While negotiations continue on Capitol Hill to avert the looming fiscal cliff, a bipartisan group in Congress is pushing for a vote before year’s end on a bill to allow credit unions to increase their lending to small businesses squeezed by tightened bank credit since the financial crisis of 2008.

The Small Business Lending Enhancement Act, as the bill’s Senate version is titled, would enable credit unions to lend up to 27.5 percent of total assets to member businesses. Credit unions could raise their lending above the current cap of 12.25 percent of total assets in a graduated tier system overseen by the National Credit Union Administration.

The change, which requires no additional government spending, could increase business lending by as much as $1 billion among the 422 credit unions in New York state, according to the Credit Union National Association (CUNA). The association calculated that increased amount of lending would spur the creation of up to 11,000 jobs in the state.

The legislation, which also has bipartisan sponsorship in the House of Representatives, would free up an additional $233.9 million for potential lending at 39 credit unions in the seven-county Hudson Valley region. The 21 credit unions operating in Westchester County could have an additional $68.9 million available for lending to small businesses, according to CUNA.

Nationwide, the bill would free up about $13 billion in capital and create 140,000 new jobs, the association reported. That additional potential lending represents about 2 percent of the approximately $590 billion in outstanding small business loans reported by the U.S. Small Business Administration.

Calling it “commonsense legislation,” New York’s junior senator in Washington, Kirsten Gillibrand, in a press release said she is pushing for a vote on the bill this month. “This simple rule change wouldn’t cost a dime from the federal government while giving small businesses more of the capital they need to get off the ground, grow and get thousands of Americans back to work,” she said.

The bill is supported by groups that include Small Business Majority, a national small business advocacy group, but is strongly opposed by the Independent Community Bankers of Americas (ICBA), a nearly 5,000-member advocacy group for the community banking industry.

The ICBA on its website claims the legislation “would create unnecessary risk in the financial system, exacerbate the competitive advantage credit unions enjoy over community banks and widen budget deficits at the federal, state and local levels.” The group questions whether increasing the credit union lending cap will stimulate economic growth and jobs creation as its supporters claim.

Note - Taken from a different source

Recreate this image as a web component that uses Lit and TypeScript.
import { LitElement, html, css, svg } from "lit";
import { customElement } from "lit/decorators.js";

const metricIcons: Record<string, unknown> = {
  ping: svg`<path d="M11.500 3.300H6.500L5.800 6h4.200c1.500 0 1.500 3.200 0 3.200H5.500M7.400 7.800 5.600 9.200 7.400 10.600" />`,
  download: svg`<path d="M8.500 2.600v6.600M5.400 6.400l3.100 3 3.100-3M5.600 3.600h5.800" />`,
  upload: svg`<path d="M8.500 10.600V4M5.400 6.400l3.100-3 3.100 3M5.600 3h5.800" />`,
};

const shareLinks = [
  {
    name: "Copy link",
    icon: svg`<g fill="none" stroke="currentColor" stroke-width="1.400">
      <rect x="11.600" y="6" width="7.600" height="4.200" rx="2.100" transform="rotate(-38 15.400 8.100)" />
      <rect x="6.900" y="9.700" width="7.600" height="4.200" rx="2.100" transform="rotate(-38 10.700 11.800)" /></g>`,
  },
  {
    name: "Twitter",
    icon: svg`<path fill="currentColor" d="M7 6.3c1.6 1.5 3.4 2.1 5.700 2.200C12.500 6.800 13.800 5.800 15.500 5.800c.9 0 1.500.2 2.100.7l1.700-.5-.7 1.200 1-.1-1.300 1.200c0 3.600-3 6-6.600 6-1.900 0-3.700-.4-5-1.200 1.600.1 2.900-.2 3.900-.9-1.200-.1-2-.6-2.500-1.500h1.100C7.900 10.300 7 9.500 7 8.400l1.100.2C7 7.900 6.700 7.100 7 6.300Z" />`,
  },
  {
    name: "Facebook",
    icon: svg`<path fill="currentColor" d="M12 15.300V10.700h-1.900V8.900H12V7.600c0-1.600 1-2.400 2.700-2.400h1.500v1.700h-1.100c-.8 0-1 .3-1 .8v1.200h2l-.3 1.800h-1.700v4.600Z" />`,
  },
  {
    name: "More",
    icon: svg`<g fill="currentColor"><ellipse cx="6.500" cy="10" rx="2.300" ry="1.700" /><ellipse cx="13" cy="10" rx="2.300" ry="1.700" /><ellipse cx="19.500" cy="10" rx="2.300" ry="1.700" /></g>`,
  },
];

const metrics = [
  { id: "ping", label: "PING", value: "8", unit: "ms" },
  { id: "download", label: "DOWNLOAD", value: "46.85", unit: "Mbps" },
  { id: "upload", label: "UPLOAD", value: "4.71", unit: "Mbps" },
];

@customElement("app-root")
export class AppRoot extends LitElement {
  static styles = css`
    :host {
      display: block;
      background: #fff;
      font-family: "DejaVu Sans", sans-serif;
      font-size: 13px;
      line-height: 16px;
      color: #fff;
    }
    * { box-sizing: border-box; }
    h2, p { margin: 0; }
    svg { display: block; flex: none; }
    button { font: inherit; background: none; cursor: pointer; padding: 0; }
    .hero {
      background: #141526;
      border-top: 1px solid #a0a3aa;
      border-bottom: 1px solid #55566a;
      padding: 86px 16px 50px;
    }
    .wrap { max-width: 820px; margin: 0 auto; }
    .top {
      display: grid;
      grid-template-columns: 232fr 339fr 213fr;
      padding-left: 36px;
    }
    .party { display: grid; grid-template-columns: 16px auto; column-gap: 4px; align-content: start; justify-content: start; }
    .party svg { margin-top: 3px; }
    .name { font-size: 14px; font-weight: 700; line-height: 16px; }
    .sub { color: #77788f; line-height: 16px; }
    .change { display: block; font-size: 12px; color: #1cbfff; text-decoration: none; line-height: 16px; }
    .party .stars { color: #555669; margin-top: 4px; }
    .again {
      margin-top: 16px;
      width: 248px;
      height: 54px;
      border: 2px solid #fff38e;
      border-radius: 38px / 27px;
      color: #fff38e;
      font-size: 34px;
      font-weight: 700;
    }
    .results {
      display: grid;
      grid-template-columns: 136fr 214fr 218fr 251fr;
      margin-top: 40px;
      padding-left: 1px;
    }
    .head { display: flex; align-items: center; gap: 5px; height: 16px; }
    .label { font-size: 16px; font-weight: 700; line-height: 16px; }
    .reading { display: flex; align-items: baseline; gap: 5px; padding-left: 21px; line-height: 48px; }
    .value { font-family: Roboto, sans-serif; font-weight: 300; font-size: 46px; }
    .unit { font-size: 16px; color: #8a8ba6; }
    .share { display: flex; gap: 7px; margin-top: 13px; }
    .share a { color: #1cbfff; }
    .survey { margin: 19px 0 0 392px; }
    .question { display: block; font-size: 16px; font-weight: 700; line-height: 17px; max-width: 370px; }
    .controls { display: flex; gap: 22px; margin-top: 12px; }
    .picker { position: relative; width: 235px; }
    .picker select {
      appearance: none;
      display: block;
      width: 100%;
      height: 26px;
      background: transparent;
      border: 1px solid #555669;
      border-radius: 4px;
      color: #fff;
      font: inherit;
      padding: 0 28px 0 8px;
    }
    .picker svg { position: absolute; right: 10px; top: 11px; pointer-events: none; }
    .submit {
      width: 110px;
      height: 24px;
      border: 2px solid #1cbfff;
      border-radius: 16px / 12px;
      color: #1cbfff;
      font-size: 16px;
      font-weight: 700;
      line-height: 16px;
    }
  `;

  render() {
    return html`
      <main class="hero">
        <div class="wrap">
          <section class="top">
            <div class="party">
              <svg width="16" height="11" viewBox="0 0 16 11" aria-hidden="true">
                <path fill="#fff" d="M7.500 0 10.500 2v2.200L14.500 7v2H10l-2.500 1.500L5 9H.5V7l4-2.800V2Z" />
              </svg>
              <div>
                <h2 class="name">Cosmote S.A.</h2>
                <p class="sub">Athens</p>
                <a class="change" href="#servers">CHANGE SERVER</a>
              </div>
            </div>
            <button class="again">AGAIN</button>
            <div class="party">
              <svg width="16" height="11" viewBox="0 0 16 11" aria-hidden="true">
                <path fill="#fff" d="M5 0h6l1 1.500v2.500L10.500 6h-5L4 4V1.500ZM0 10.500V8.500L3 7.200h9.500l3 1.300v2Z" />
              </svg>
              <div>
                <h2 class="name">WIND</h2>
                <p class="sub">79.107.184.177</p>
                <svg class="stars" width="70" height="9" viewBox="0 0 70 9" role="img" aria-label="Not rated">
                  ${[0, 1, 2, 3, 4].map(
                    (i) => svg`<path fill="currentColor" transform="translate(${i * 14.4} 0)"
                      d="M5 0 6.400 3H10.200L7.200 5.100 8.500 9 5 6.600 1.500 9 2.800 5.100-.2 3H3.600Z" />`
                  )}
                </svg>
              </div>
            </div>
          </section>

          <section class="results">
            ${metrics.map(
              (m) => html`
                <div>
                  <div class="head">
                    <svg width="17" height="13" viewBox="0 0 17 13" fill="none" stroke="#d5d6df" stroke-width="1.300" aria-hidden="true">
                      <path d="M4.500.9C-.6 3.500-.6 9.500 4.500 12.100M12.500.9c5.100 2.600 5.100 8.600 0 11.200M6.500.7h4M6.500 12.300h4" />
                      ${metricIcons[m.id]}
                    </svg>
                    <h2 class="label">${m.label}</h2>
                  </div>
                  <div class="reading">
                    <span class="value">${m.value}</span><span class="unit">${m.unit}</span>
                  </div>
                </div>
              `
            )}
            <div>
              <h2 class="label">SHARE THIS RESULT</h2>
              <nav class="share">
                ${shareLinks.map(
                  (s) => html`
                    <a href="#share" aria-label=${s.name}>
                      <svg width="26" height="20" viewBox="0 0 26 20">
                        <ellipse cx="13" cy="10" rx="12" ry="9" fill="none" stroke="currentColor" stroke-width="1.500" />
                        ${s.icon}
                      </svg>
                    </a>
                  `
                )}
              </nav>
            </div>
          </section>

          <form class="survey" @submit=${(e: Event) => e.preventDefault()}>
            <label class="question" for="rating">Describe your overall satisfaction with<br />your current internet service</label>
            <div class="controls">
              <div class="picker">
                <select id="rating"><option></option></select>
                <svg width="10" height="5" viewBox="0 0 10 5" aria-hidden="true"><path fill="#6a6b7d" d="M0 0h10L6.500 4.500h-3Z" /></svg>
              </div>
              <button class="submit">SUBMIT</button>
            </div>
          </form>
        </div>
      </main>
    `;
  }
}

An ICBA analyst suggested that increasing the lending cap was not needed, as only 1.6 percent of credit unions are at or over the current 12.5 percent cap and more than 70 percent of credit unions have no member business loans at all.

The ICBA argues that additional business lending by tax-exempt credit unions would result in a net loss of federal revenue from taxes paid by commercial banks that otherwise would have made those loans. The lobbying group cited a recent Congressional Budget Office report that estimated the lost revenue at nearly $16 billion.

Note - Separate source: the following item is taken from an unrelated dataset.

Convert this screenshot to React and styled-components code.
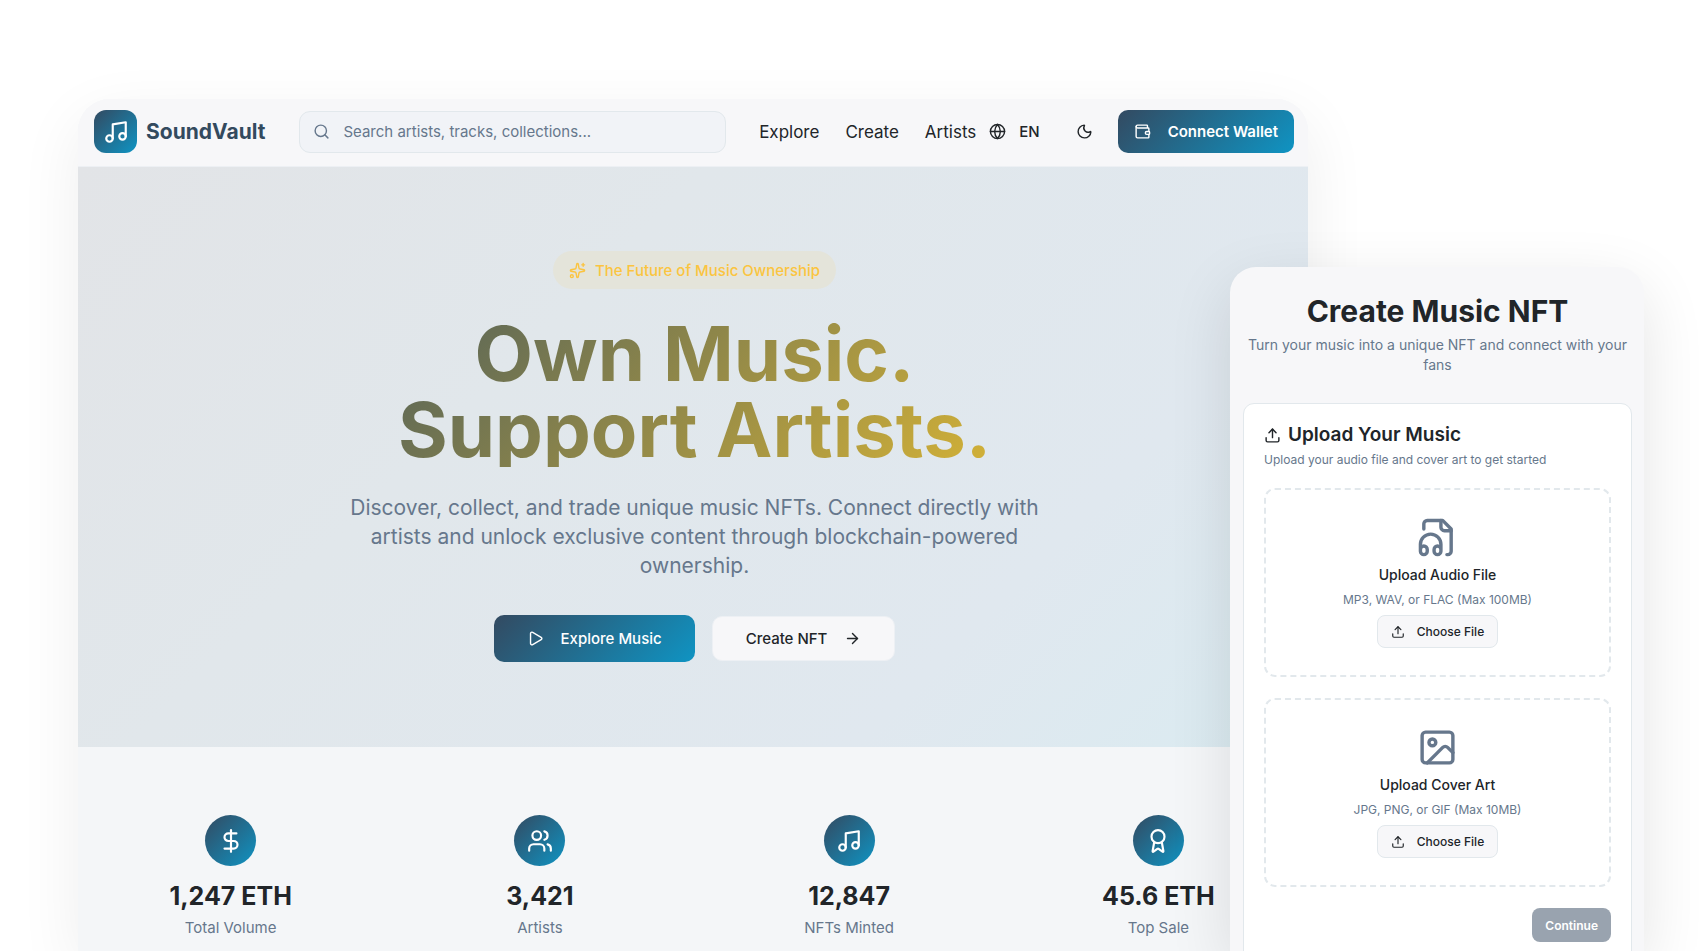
import React from 'react';
import styled, { createGlobalStyle, css } from 'styled-components';
import {
  ArrowRight,
  Award,
  DollarSign,
  Globe,
  Image,
  Moon,
  Music,
  Play,
  Search,
  Sparkles,
  Upload,
  Users,
  Wallet,
} from 'lucide-react';

const ink = '#212529';
const muted = '#66778c';
const surface = '#f7f7f9';
const border = '#e2e8ec';
const brandGradient = 'linear-gradient(135deg, #334a61 0%, #0f94c3 100%)';

const GlobalStyle = createGlobalStyle`
  * {
    box-sizing: border-box;
  }

  body {
    margin: 0;
    background: #fff;
    color: ${ink};
    font-family: Inter, 'Liberation Sans', sans-serif;
    -webkit-font-smoothing: antialiased;
  }

  h1, h2, h3, p {
    margin: 0;
  }

  button, input {
    font-family: inherit;
  }
`;

const Stage = styled.div`
  position: relative;
  display: flex;
  height: 100vh;
  padding: 99px 396px 0 78px;
  overflow: hidden;
`;

const Window = styled.div`
  flex: 1;
  display: flex;
  flex-direction: column;
  min-height: 100%;
  border-radius: 32px 32px 0 0;
  background: #f4f6f8;
  box-shadow: 0 20px 64px rgba(0, 0, 0, 0.07);
`;

const Header = styled.header`
  display: flex;
  align-items: center;
  padding: 11px 14px 13px 16px;
  border-bottom: 1px solid #edf0f4;
  border-radius: 32px 32px 0 0;
  background: ${surface};
`;

const Brand = styled.a`
  display: flex;
  align-items: center;
  gap: 9px;
  margin-right: 34px;
  color: #334a5e;
  font-size: 21px;
  font-weight: 700;
  text-decoration: none;
`;

const BrandMark = styled.span`
  display: flex;
  align-items: center;
  justify-content: center;
  width: 43px;
  height: 43px;
  border-radius: 12px;
  background: ${brandGradient};
  color: #fff;
`;

const SearchBox = styled.label`
  flex: 1;
  display: flex;
  align-items: center;
  gap: 13px;
  height: 42px;
  margin-right: 33px;
  padding: 0 13px;
  border: 1px solid ${border};
  border-radius: 11px;
  background: #f1f3f7;
  color: ${muted};
`;

const SearchInput = styled.input`
  flex: 1;
  min-width: 0;
  padding: 0;
  border: 0;
  outline: 0;
  background: none;
  color: ${ink};
  font-size: 15px;

  &::placeholder {
    color: ${muted};
    opacity: 1;
  }
`;

const Nav = styled.nav`
  display: flex;
  gap: 26px;
  margin-right: 13px;
`;

const NavLink = styled.a`
  color: ${ink};
  font-size: 17px;
  text-decoration: none;
`;

const HeaderButton = styled.button`
  display: flex;
  align-items: center;
  gap: 13px;
  margin-right: ${props => props.$space}px;
  padding: 0;
  border: 0;
  background: none;
  color: ${ink};
  font-size: 15px;
  font-weight: 500;
`;

const Button = styled.button`
  display: inline-flex;
  align-items: center;
  justify-content: center;
  gap: 17px;
  border: 0;
  border-radius: 10px;
  font-weight: 500;
  white-space: nowrap;

  ${props => props.$primary ? css`
    background: ${brandGradient};
    color: #fff;
  ` : css`
    border: 1px solid #edf0f4;
    background: ${surface};
    color: ${ink};
  `}
`;

const WalletButton = styled(Button)`
  height: 43px;
  padding: 0 16px;
  font-size: 15px;
  font-weight: 600;
`;

const HeroButton = styled(Button)`
  height: ${props => props.$primary ? 47 : 45}px;
  padding: 0 33px;
  font-size: 15px;
`;

const SmallButton = styled(Button)`
  gap: 12px;
  height: 33px;
  padding: 0 13px;
  border-color: ${border};
  border-radius: 8px;
  font-size: 12px;
`;

const Hero = styled.section`
  display: flex;
  flex-direction: column;
  align-items: center;
  padding: 84px 62px 85px 65px;
  background: linear-gradient(135deg, #e2e4e7 0%, #e1e7eb 35%, #e0e8ef 75%, #daebf1 100%);
  text-align: center;
`;

const Pill = styled.div`
  display: flex;
  align-items: center;
  gap: 9px;
  height: 38px;
  margin-bottom: 26px;
  padding: 0 16px;
  border-radius: 19px;
  background: #e4e4da;
  color: #fbc440;
  font-size: 15px;
  font-weight: 500;
`;

const Headline = styled.h1`
  width: 100%;
  max-width: 954px;
  margin-bottom: 26px;
  background: linear-gradient(135deg, #375061 0%, #f1c42f 100%);
  background-clip: text;
  -webkit-background-clip: text;
  color: transparent;
  font-size: 76px;
  font-weight: 700;
  line-height: 76px;
`;

const Lead = styled.p`
  max-width: 716px;
  margin-bottom: 35px;
  color: ${muted};
  font-size: 21px;
  line-height: 29px;
`;

const HeroActions = styled.div`
  display: flex;
  align-items: center;
  gap: 17px;
`;

const Stats = styled.section`
  flex: 1;
  display: grid;
  grid-template-columns: repeat(4, 1fr);
  gap: 34px;
  padding: 68px 12px 0 15px;
`;

const Stat = styled.div`
  display: flex;
  flex-direction: column;
  align-items: center;
`;

const StatIcon = styled.div`
  display: flex;
  align-items: center;
  justify-content: center;
  width: 51px;
  height: 51px;
  margin-bottom: 13px;
  border-radius: 50%;
  background: ${brandGradient};
  color: #fff;
`;

const StatValue = styled.div`
  font-size: 25px;
  font-weight: 700;
  line-height: 34px;
`;

const StatLabel = styled.div`
  margin-top: 4px;
  color: ${muted};
  font-size: 15px;
  line-height: 22px;
`;

// Panel floats over the bottom right corner of the window
const Panel = styled.aside`
  position: absolute;
  top: 267px;
  right: 60px;
  bottom: 0;
  width: 414px;
  padding: 26px 12px 0 13px;
  border-radius: 26px 26px 0 0;
  background: ${surface};
  box-shadow: 0 20px 64px rgba(0, 0, 0, 0.11);
`;

const PanelHead = styled.div`
  margin-bottom: 28px;
  text-align: center;
`;

const PanelTitle = styled.h2`
  font-size: 30px;
  font-weight: 700;
  line-height: 36px;
`;

const PanelText = styled.p`
  margin-top: 6px;
  color: ${muted};
  font-size: 14px;
  line-height: 20px;
`;

const Card = styled.form`
  display: flex;
  flex-direction: column;
  height: 600px;
  padding: 18px 20px;
  border: 1px solid ${border};
  border-radius: 11px;
  background: #fff;
`;

const CardTitle = styled.h3`
  display: flex;
  align-items: center;
  gap: 7px;
  font-size: 19px;
  font-weight: 600;
  line-height: 26px;
`;

const CardText = styled.p`
  margin: 3px 0 19px;
  color: ${muted};
  font-size: 12px;
  line-height: 18px;
`;

const DropZone = styled.div`
  display: flex;
  flex-direction: column;
  align-items: center;
  margin-bottom: 21px;
  padding: 27px;
  border: 2px dashed ${border};
  border-radius: 11px;
  color: ${muted};
`;

const DropTitle = styled.p`
  margin-top: 6px;
  color: ${ink};
  font-size: 14px;
  font-weight: 500;
  line-height: 21px;
`;

const DropText = styled.p`
  margin: 6px 0;
  font-size: 12px;
  line-height: 18px;
`;

const ContinueButton = styled.button`
  align-self: flex-end;
  height: 34px;
  padding: 0 13px;
  border: 0;
  border-radius: 8px;
  background: #99a3af;
  color: #fff;
  font-size: 12px;
  font-weight: 600;
`;

const FileHeadphones = ({ size }) => (
  <svg
    width={size}
    height={size}
    viewBox="0 0 24 24"
    fill="none"
    stroke="currentColor"
    strokeWidth="2"
    strokeLinecap="round"
    strokeLinejoin="round"
    aria-hidden="true"
  >
    <path d="M17.5 22h.5a2 2 0 0 0 2-2V7l-5-5H6a2 2 0 0 0-2 2v3" />
    <path d="M14 2v4a2 2 0 0 0 2 2h4" />
    <path d="M2 19a2 2 0 1 1 4 0v1a2 2 0 1 1-4 0v-4a6 6 0 0 1 12 0v4a2 2 0 1 1-4 0v-1a2 2 0 1 1 4 0" />
  </svg>
);

const stats = [
  { icon: DollarSign, value: '1,247 ETH', label: 'Total Volume' },
  { icon: Users, value: '3,421', label: 'Artists' },
  { icon: Music, value: '12,847', label: 'NFTs Minted' },
  { icon: Award, value: '45.6 ETH', label: 'Top Sale' },
];

const uploads = [
  { icon: FileHeadphones, title: 'Upload Audio File', hint: 'MP3, WAV, or FLAC (Max 100MB)' },
  { icon: Image, title: 'Upload Cover Art', hint: 'JPG, PNG, or GIF (Max 10MB)' },
];

const App = () => (
  <>
    <GlobalStyle />
    <Stage>
      <Window>
        <Header>
          <Brand href="#">
            <BrandMark><Music size={26} /></BrandMark>
            SoundVault
          </Brand>
          <SearchBox>
            <Search size={17} />
            <SearchInput
              type="search"
              aria-label="Search"
              placeholder="Search artists, tracks, collections..."
            />
          </SearchBox>
          <Nav>
            <NavLink href="#explore">Explore</NavLink>
            <NavLink href="#create">Create</NavLink>
            <NavLink href="#artists">Artists</NavLink>
          </Nav>
          <HeaderButton type="button" $space={36}><Globe size={17} />EN</HeaderButton>
          <HeaderButton type="button" $space={25} aria-label="Dark mode"><Moon size={17} /></HeaderButton>
          <WalletButton type="button" $primary><Wallet size={17} />Connect Wallet</WalletButton>
        </Header>

        <Hero>
          <Pill><Sparkles size={17} />The Future of Music Ownership</Pill>
          <Headline>Own Music.<br />Support Artists.</Headline>
          <Lead>
            Discover, collect, and trade unique music NFTs. Connect directly with artists
            and unlock exclusive content through blockchain-powered ownership.
          </Lead>
          <HeroActions>
            <HeroButton type="button" $primary><Play size={17} />Explore Music</HeroButton>
            <HeroButton type="button">Create NFT<ArrowRight size={17} /></HeroButton>
          </HeroActions>
        </Hero>

        <Stats>
          {stats.map(({ icon: Icon, value, label }) => (
            <Stat key={label}>
              <StatIcon><Icon size={26} /></StatIcon>
              <StatValue>{value}</StatValue>
              <StatLabel>{label}</StatLabel>
            </Stat>
          ))}
        </Stats>
      </Window>

      <Panel>
        <PanelHead>
          <PanelTitle>Create Music NFT</PanelTitle>
          <PanelText>Turn your music into a unique NFT and connect with your fans</PanelText>
        </PanelHead>
        <Card>
          <CardTitle><Upload size={17} />Upload Your Music</CardTitle>
          <CardText>Upload your audio file and cover art to get started</CardText>
          {uploads.map(({ icon: Icon, title, hint }) => (
            <DropZone key={title}>
              <Icon size={41} />
              <DropTitle>{title}</DropTitle>
              <DropText>{hint}</DropText>
              <SmallButton type="button"><Upload size={14} />Choose File</SmallButton>
            </DropZone>
          ))}
          <ContinueButton type="button" disabled>Continue</ContinueButton>
        </Card>
      </Panel>
    </Stage>
  </>
);

export default App;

Credit unions with higher ratios of member business loans to total assets account for a disproportionate share of credit union failures, according to the ICBA. Raising the lending cap could result in “a marked increase” in credit union failure and leave the federal government “on the hook for potentially much larger costs in the future.”

Supporters of the bill at Small Business Majority said there is no evidence that credit union loans would significantly displace bank lending to small businesses if the cap is raised. The statutory change, though, would result in more competition for banks.

The legislation “would give small businesses a major advantage as they seek capital,” according to the industry lobbying group. Small businesses need that advantage, advocates said, as six in 10 owners said they had difficulty obtaining loans to grow their businesses in a January opinion survey conducted by Small Business Majority and two other national small business groups.